Ingenuity, creativity and daring

Small businesses grow out of D.C. knitters' talents

The knitting craze has produced new businesses as well as scarves in D.C. Here's a look at some of the entrepreneurs and artists behind them:

Marie Connolly

Like her husband, Connolly worked in real estate before becoming the Capitol's knitting queen. A knitter since childhood, she was forced to drive to feed her habit. "I think my husband got sick of me going out of town to shop for yarn," she says.

When a colleague whose lease deal had fallen through rang one day seeking help finding a tenant for some commercial space, Connolly says her husband told her: "Marie, I think this is your call."

The first Stitch DC store -- which opened on Capitol Hill's historic Barracks Row in 2004 -- has since spawned two siblings, one in Georgetown; the other in Chevy Chase. They are pocket-sized emporiums stuffed with an array of colors, textures.

The customers are as variegated as the fibers. Well-coiffed matrons mulling projects for the grandkids brush elbows with tattooed and pierced hipsters looking to felt a bag.

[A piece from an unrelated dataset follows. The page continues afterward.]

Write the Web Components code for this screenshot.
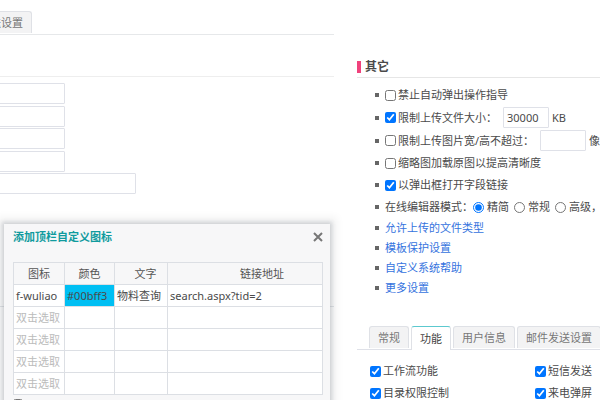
<!DOCTYPE html>
<html lang="zh-CN">
<head>
<meta charset="utf-8">
<title>系统设置</title>
<style>
  body {
    margin: 0;
    overflow: hidden;
    background: #fff;
    color: #4a4a4a;
    font-family: "Noto Sans", "Noto Sans CJK SC", sans-serif;
    font-size: 11px;
    line-height: 16px;
  }
</style>
</head>
<body>
<settings-page></settings-page>

<script>
class SettingsPage extends HTMLElement {
  constructor() {
    super();
    this.attachShadow({ mode: 'open' });
  }

  connectedCallback() {
    this.shadowRoot.innerHTML = `
      <style>
        :host {
          display: grid;
          grid-template-columns: minmax(0, 334fr) minmax(0, 243fr);
          column-gap: 23px;
          position: relative;
          min-height: 100vh;
          overflow: hidden;
        }
        main, aside {
          min-width: 0;
        }
        main {
          padding-top: 11px;
        }
        aside {
          padding-top: 57px;
        }
        .functions {
          margin-top: 28px;
        }
        .options {
          display: grid;
          grid-template-columns: 165px 1fr;
          row-gap: 6px;
          padding: 13px 0 0 13px;
        }
      </style>
      <main>
        <tab-bar class="clipped">
          <tab-item>送设置</tab-item>
        </tab-bar>
        <field-stack></field-stack>
      </main>
      <aside>
        <section-title>其它</section-title>
        <other-settings></other-settings>
        <div class="functions">
          <tab-bar class="inset">
            <tab-item>常规</tab-item>
            <tab-item active>功能</tab-item>
            <tab-item>用户信息</tab-item>
            <tab-item>邮件发送设置</tab-item>
          </tab-bar>
          <div class="options">
            <check-option checked>工作流功能</check-option>
            <check-option checked>短信发送</check-option>
            <check-option checked>目录权限控制</check-option>
            <check-option checked>来电弹屏</check-option>
          </div>
        </div>
      </aside>
      <icon-dialog heading="添加顶栏自定义图标"></icon-dialog>
    `;
  }
}

class TabBar extends HTMLElement {
  constructor() {
    super();
    this.attachShadow({ mode: 'open' });
    this.shadowRoot.innerHTML = `
      <style>
        :host {
          display: flex;
          gap: 2px;
          border-bottom: 1px solid #dfe1e8;
        }
        :host(.inset) {
          padding-left: 12px;
        }
        /* scrolled to the end of the strip */
        :host(.clipped) {
          margin-left: -19px;
          border-bottom-color: #e6e8ea;
        }
      </style>
      <slot></slot>
    `;
  }
}

class TabItem extends HTMLElement {
  constructor() {
    super();
    this.attachShadow({ mode: 'open' });
    this.shadowRoot.innerHTML = `
      <style>
        :host {
          display: block;
          flex: none;
        }
        button {
          display: block;
          height: 22px;
          margin: 0 0 1px;
          padding: 0 8px;
          border: 1px solid #dfe1e6;
          border-bottom: 0;
          border-radius: 3px 3px 0 0;
          background: #f3f3f4;
          color: #777;
          font: inherit;
          white-space: nowrap;
        }
        :host([active]) button {
          height: 24px;
          margin-bottom: -1px;
          border-top-color: #5cc9cf;
          background: #fff;
          color: #444;
        }
      </style>
      <button type="button"><slot></slot></button>
    `;
  }
}

class FieldStack extends HTMLElement {
  constructor() {
    super();
    this.attachShadow({ mode: 'open' });
    this.shadowRoot.innerHTML = `
      <style>
        :host {
          display: flex;
          flex-direction: column;
          gap: 1px;
          margin-top: 41px;
          padding-top: 6px;
          border-top: 1px solid #eee;
        }
        .group {
          display: grid;
          gap: 2px;
          justify-items: start;
        }
        .rule {
          margin: 111px 0 0;
          border: 0;
          border-top: 1px solid #e3e6ea;
        }
        input {
          box-sizing: border-box;
          width: 68px;
          height: 21px;
          margin: 0 0 0 -3px;
          padding: 0 3px;
          border: 1px solid #dfe1e8;
          border-radius: 1px;
          background: #fff;
          font: inherit;
        }
        input.wide {
          width: 139px;
        }
      </style>
      <div class="group">
        <input type="text" aria-label="1">
        <input type="text" aria-label="2">
      </div>
      <div class="group">
        <input type="text" aria-label="3">
        <input type="text" aria-label="4">
      </div>
      <div class="group">
        <input class="wide" type="text" aria-label="5">
      </div>
      <hr class="rule">
    `;
  }
}

class SectionTitle extends HTMLElement {
  constructor() {
    super();
    this.attachShadow({ mode: 'open' });
    this.shadowRoot.innerHTML = `
      <style>
        :host {
          display: block;
          border-bottom: 1px solid #e6e6e6;
        }
        h2 {
          display: flex;
          align-items: center;
          gap: 4px;
          height: 20px;
          margin: 0;
          font-size: 12px;
          font-weight: 700;
        }
        h2::before {
          content: "";
          width: 4px;
          height: 12px;
          background: #f0427c;
        }
      </style>
      <h2><slot></slot></h2>
    `;
  }
}

class CheckOption extends HTMLElement {
  constructor() {
    super();
    this.attachShadow({ mode: 'open' });
  }

  connectedCallback() {
    const checked = this.hasAttribute('checked') ? 'checked' : '';
    this.shadowRoot.innerHTML = `
      <style>
        :host {
          display: block;
          flex: none;
        }
        label {
          display: flex;
          align-items: center;
          gap: 2px;
          white-space: nowrap;
        }
        input {
          flex: none;
          width: 11px;
          height: 11px;
          margin: 0;
        }
      </style>
      <label><input type="checkbox" ${checked}><slot></slot></label>
    `;
  }
}

class OtherSettings extends HTMLElement {
  constructor() {
    super();
    this.attachShadow({ mode: 'open' });
    this.shadowRoot.innerHTML = `
      <style>
        :host {
          display: block;
          padding: 6px 0 0 18px;
        }
        ul {
          margin: 0;
          padding: 0;
          list-style: none;
        }
        li {
          display: flex;
          align-items: center;
          height: 22px;
          white-space: nowrap;
        }
        li::before {
          content: "";
          flex: none;
          width: 4px;
          height: 4px;
          margin-right: 6px;
          background: #666;
        }
        li.field {
          height: 23px;
        }
        .links li {
          height: 20px;
        }
        a {
          color: #3573de;
          text-decoration: none;
        }
        input[type="text"] {
          box-sizing: border-box;
          flex: none;
          width: 46px;
          height: 21px;
          margin: 0 3px 0 6px;
          padding: 0 3px;
          border: 1px solid #dfe1e8;
          border-radius: 1px;
          color: inherit;
          font: inherit;
        }
        .radio {
          display: flex;
          align-items: center;
          gap: 3px;
          margin-right: 5px;
        }
        .radio input {
          width: 11px;
          height: 11px;
          margin: 0;
        }
      </style>
      <ul>
        <li><check-option>禁止自动弹出操作指导</check-option></li>
        <li class="field">
          <check-option checked>限制上传文件大小：</check-option>
          <input type="text" value="30000" aria-label="限制上传文件大小">KB
        </li>
        <li class="field">
          <check-option>限制上传图片宽/高不超过：</check-option>
          <input type="text" aria-label="限制上传图片宽/高不超过">像
        </li>
        <li><check-option>缩略图加载原图以提高清晰度</check-option></li>
        <li><check-option checked>以弹出框打开字段链接</check-option></li>
        <li>
          在线编辑器模式：
          <label class="radio"><input type="radio" name="editor" checked>精简</label>
          <label class="radio"><input type="radio" name="editor">常规</label>
          <label class="radio"><input type="radio" name="editor">高级，</label>
        </li>
      </ul>
      <ul class="links">
        <li><a href="#types">允许上传的文件类型</a></li>
        <li><a href="#template">模板保护设置</a></li>
        <li><a href="#help">自定义系统帮助</a></li>
        <li><a href="#more">更多设置</a></li>
      </ul>
    `;
  }
}

class IconDialog extends HTMLElement {
  constructor() {
    super();
    this.attachShadow({ mode: 'open' });
    this.rows = [
      { icon: 'f-wuliao', color: '#00bff3', text: '物料查询', link: 'search.aspx?tid=2' },
      {}, {}, {}, {}
    ];
  }

  connectedCallback() {
    this.render();
  }

  renderRow(row) {
    if (!row.icon) {
      return '<tr><td class="empty">双击选取</td><td></td><td></td><td></td></tr>';
    }
    return `
      <tr>
        <td>${row.icon}</td>
        <td style="background: ${row.color}">${row.color}</td>
        <td>${row.text}</td>
        <td>${row.link}</td>
      </tr>`;
  }

  render() {
    this.shadowRoot.innerHTML = `
      <style>
        :host {
          display: block;
          position: absolute;
          left: 4px;
          top: 224px;
          box-sizing: border-box;
          width: 326px;
          padding: 0 7px 12px 9px;
          background: #f7f7f8;
          box-shadow: 0 0 4px 2px rgba(60, 75, 90, 0.2), 0 0 8px 7px rgba(0, 0, 0, 0.05);
        }
        header {
          display: flex;
          align-items: center;
          justify-content: space-between;
          height: 26px;
          margin-bottom: 12px;
        }
        h3 {
          margin: 0;
          color: #109b9e;
          font-size: 11px;
          font-weight: 700;
        }
        button {
          display: block;
          padding: 0;
          border: 0;
          background: none;
        }
        svg {
          display: block;
          width: 10px;
          height: 10px;
        }
        table {
          width: 100%;
          table-layout: fixed;
          border-collapse: collapse;
        }
        th, td {
          box-sizing: border-box;
          height: 22px;
          padding: 0 0 0 2px;
          border: 1px solid #dcdfe4;
          text-align: left;
          white-space: nowrap;
        }
        th {
          padding: 0;
          color: #555;
          font-weight: 400;
          text-align: center;
        }
        th.text {
          padding-left: 9px;
        }
        th.link {
          padding-left: 34px;
        }
        td {
          background: #fff;
        }
        td.empty {
          color: #bbb;
        }
        footer {
          padding-top: 4px;
        }
        footer input {
          display: block;
          width: 10px;
          height: 10px;
          margin: 0;
        }
      </style>
      <header>
        <h3>${this.getAttribute('heading')}</h3>
        <button type="button" aria-label="关闭">
          <svg viewBox="0 0 10 10"><path d="M1 1L9 9M9 1L1 9" stroke="#777" stroke-width="2" fill="none"/></svg>
        </button>
      </header>
      <table>
        <colgroup>
          <col style="width: 51px"><col style="width: 50px"><col style="width: 53px"><col>
        </colgroup>
        <thead>
          <tr><th>图标</th><th>颜色</th><th class="text">文字</th><th class="link">链接地址</th></tr>
        </thead>
        <tbody>${this.rows.map(row => this.renderRow(row)).join('')}</tbody>
      </table>
      <footer><input type="checkbox" aria-label="启用"></footer>
    `;
  }
}

customElements.define('tab-bar', TabBar);
customElements.define('tab-item', TabItem);
customElements.define('field-stack', FieldStack);
customElements.define('section-title', SectionTitle);
customElements.define('check-option', CheckOption);
customElements.define('other-settings', OtherSettings);
customElements.define('icon-dialog', IconDialog);
customElements.define('settings-page', SettingsPage);
</script>
</body>
</html>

Connolly's previous retail experience was hardly extensive. "I worked at The Gap in high school," she says. She attributes her success to "pent-up demand."

Gretchen Frederick

A Loudoun County farmer and spinner whose skeins of wool are marked with the names of the sheep they came from, Frederick is now spinning, dying and selling the wool of other small local farmers every week at the Dupont Farmers' Market.

"We're trying to help small farmers survive," she says.

The lifestyle is Frederick's passion.

Customers who leave their email addresses in her notebook get lyrical missives like this one, complete with photos of the farm.

"So close to the Solstice... I love the fog,"Frederick writes. "This weather is helping me get in the holiday spirit. Damp and dark...just like December in the Pacific Northwest where I grew up. I hope you all are doing better at Holiday prep than I am. I’m heading out for some shopping in the rain this morning and then hurrying home to spin!"

Karida Collins and Hannah Six

Collins and Six met at the Georgetown Stitch DC, where Collins was working and Six was a customer.

Earlier this year, they started the Neighborhood Fiber Company. The plan: to create a series of new yarns and colorways named after Washington, D.C. neighborhoods.

Collins, 25, holds a master's degree in American studies from George Washington University and identifies herself as a "yarn ho" on her blog. She dyes the yarn in her 900-square-foot apartment.

Six, 43, a former newspaper reporter and the company's chief financial backer, re-stains it in her 500-square-foot studio. "My studio is the eat-in portion of the kitchen," says Six. She has also begun to spin some of the company's yarn.

Collins says they don't mind making do. "I like the idea of our being a cottage industry," she says.

Laurie Gonyea

Gonyea is a native of the Midwest where, she says, "everybody knits." When she moved from Detroit to D.C. with her husband, Don Gonyea, a White House correspondent with National Public Radio, she missed her circle of knitting friends.

So she started teaching some of her Washington friends to knit.

That has grown into a business called "Destination Knits." A former video producer and mother of two, Gonyea now teaches knitting and designs patterns. Several times a year, her company sponsors a knitting retreat.

The retreats include classes and meals. In the afternoon, knitters can ease their cramped fingers and shoulder muscles with a glass of wine and a massage."

"I think its really good therapy," Gonyea says of knitting. "People here are wound so tight. Knittig lets them get into a zone."

Jacqui Rose

Jacqui Rose decided to open her knitting store, Woolwinders, on her way back home from Austin, where she got stuck when the planes stopped flying on Sept. 11, 2001.

"I had a lot of drive time," she said.

After 27 years on the road as a corporate executive, she decided to cocoon in retail. "I was turning 50. I had been married five years," she said.

Her husband, Lew, was game. ("He didn't say, up those meds," Rose jokes). A lawyer, he pitched in at the store when Rose was started out, and even learned to knit so he could provide better advice to customers.

Rose's homey store, in Rockville, hosts classes and salons, and customers generally find something to nosh on the table when they arrive. On a recent Sunday, it was mini-pumpkin pies from the supermarket across the street.